Exclude the pictures and reproduce the remaining data exactly as written.
##### Supplied information #####
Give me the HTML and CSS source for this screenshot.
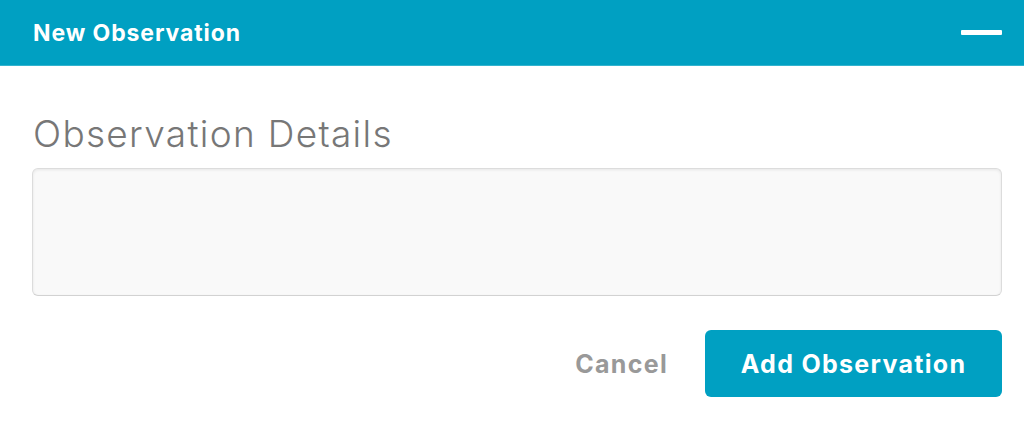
FILE: index.html
```html
<!DOCTYPE html>
<html lang="en">
  <head>
    <meta charset="UTF-8" />
    <title>New Observation</title>
    <link rel="stylesheet" href="styles.css">
  </head>
  <body>
    <div class="panel">
      <!-- header -->
      <div class="panel-header">
        <span class="panel-title">New Observation</span>
        <span class="minimize"></span>
      </div>

      <div class="panel-body">
        <label class="field-label" for="details">Observation Details</label>
        <textarea id="details" class="field-input"></textarea>

        <div class="actions">
          <button class="btn-cancel">Cancel</button>
          <button class="btn-primary">Add Observation</button>
        </div>
      </div>
    </div>
  </body>
</html>
```

FILE: styles.css
```css
body {
  margin: 0;
  font-family: 'Inter', 'Open Sans', sans-serif;
  background: #fff;
}

.panel-header {
  display: flex;
  justify-content: space-between;
  align-items: center;
  height: 66px;
  padding: 0 22px 0 33px;
  background-color: #00a0c2;
  border-bottom: 1px solid #33b3ce;
  box-sizing: border-box;
}

.panel-title {
  color: #fff;
  font-size: 23px;
  font-weight: 700;
  letter-spacing: 0.9px;
}

.minimize {
  display: block;
  width: 41px;
  height: 5px;
  background: #fff;
  border-radius: 1px;
}

.panel-body {
  padding: 46px 22px 0 32px;
}

.field-label {
  display: block;
  color: #777;
  font-size: 37px;
  font-weight: 300;
  letter-spacing: 1.3px;
  line-height: 44px;
  margin-left: 1px;
  margin-bottom: 12px;
}

/* textarea */
.field-input {
  display: block;
  width: 100%;
  height: 128px;
  box-sizing: border-box;
  background: #f9f9f9;
  border: 1px solid #dcdcdc;
  border-bottom-color: #d2d2d2;
  border-radius: 6px;
  box-shadow: inset 0 1px 3px rgba(0, 0, 0, 0.08);
  resize: none;
  outline: none;
}

.actions {
  display: flex;
  justify-content: flex-end;
  align-items: center;
  margin-top: 34px;
}

.actions button {
  font-family: inherit;
  font-size: 25px;
  font-weight: 700;
  letter-spacing: 1.3px;
  border: none;
  cursor: pointer;
}

.btn-cancel {
  background: none;
  color: #999;
  padding: 0;
  margin-right: 37px;
}

.btn-primary {
  background-color: #00a0c2;
  color: #fff;
  height: 67px;
  width: 297px;
  border-radius: 6px;
}
```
#####
_Exercise result:_
Give me the HTML and CSS source for this screenshot.
FILE: index.html
```html
<!DOCTYPE html>
<html lang="en">
  <head>
    <meta charset="UTF-8" />
    <title>New Observation</title>
    <link rel="stylesheet" href="styles.css">
  </head>
  <body>
    <div class="panel">
      <!-- header -->
      <div class="panel-header">
        <span class="panel-title">New Observation</span>
        <span class="minimize"></span>
      </div>

      <div class="panel-body">
        <label class="field-label" for="details">Observation Details</label>
        <textarea id="details" class="field-input"></textarea>

        <div class="actions">
          <button class="btn-cancel">Cancel</button>
          <button class="btn-primary">Add Observation</button>
        </div>
      </div>
    </div>
  </body>
</html>
```

FILE: styles.css
```css
body {
  margin: 0;
  font-family: 'Inter', 'Open Sans', sans-serif;
  background: #fff;
}

.panel-header {
  display: flex;
  justify-content: space-between;
  align-items: center;
  height: 66px;
  padding: 0 22px 0 33px;
  background-color: #00a0c2;
  border-bottom: 1px solid #33b3ce;
  box-sizing: border-box;
}

.panel-title {
  color: #fff;
  font-size: 23px;
  font-weight: 700;
  letter-spacing: 0.9px;
}

.minimize {
  display: block;
  width: 41px;
  height: 5px;
  background: #fff;
  border-radius: 1px;
}

.panel-body {
  padding: 46px 22px 0 32px;
}

.field-label {
  display: block;
  color: #777;
  font-size: 37px;
  font-weight: 300;
  letter-spacing: 1.3px;
  line-height: 44px;
  margin-left: 1px;
  margin-bottom: 12px;
}

/* textarea */
.field-input {
  display: block;
  width: 100%;
  height: 128px;
  box-sizing: border-box;
  background: #f9f9f9;
  border: 1px solid #dcdcdc;
  border-bottom-color: #d2d2d2;
  border-radius: 6px;
  box-shadow: inset 0 1px 3px rgba(0, 0, 0, 0.08);
  resize: none;
  outline: none;
}

.actions {
  display: flex;
  justify-content: flex-end;
  align-items: center;
  margin-top: 34px;
}

.actions button {
  font-family: inherit;
  font-size: 25px;
  font-weight: 700;
  letter-spacing: 1.3px;
  border: none;
  cursor: pointer;
}

.btn-cancel {
  background: none;
  color: #999;
  padding: 0;
  margin-right: 37px;
}

.btn-primary {
  background-color: #00a0c2;
  color: #fff;
  height: 67px;
  width: 297px;
  border-radius: 6px;
}
```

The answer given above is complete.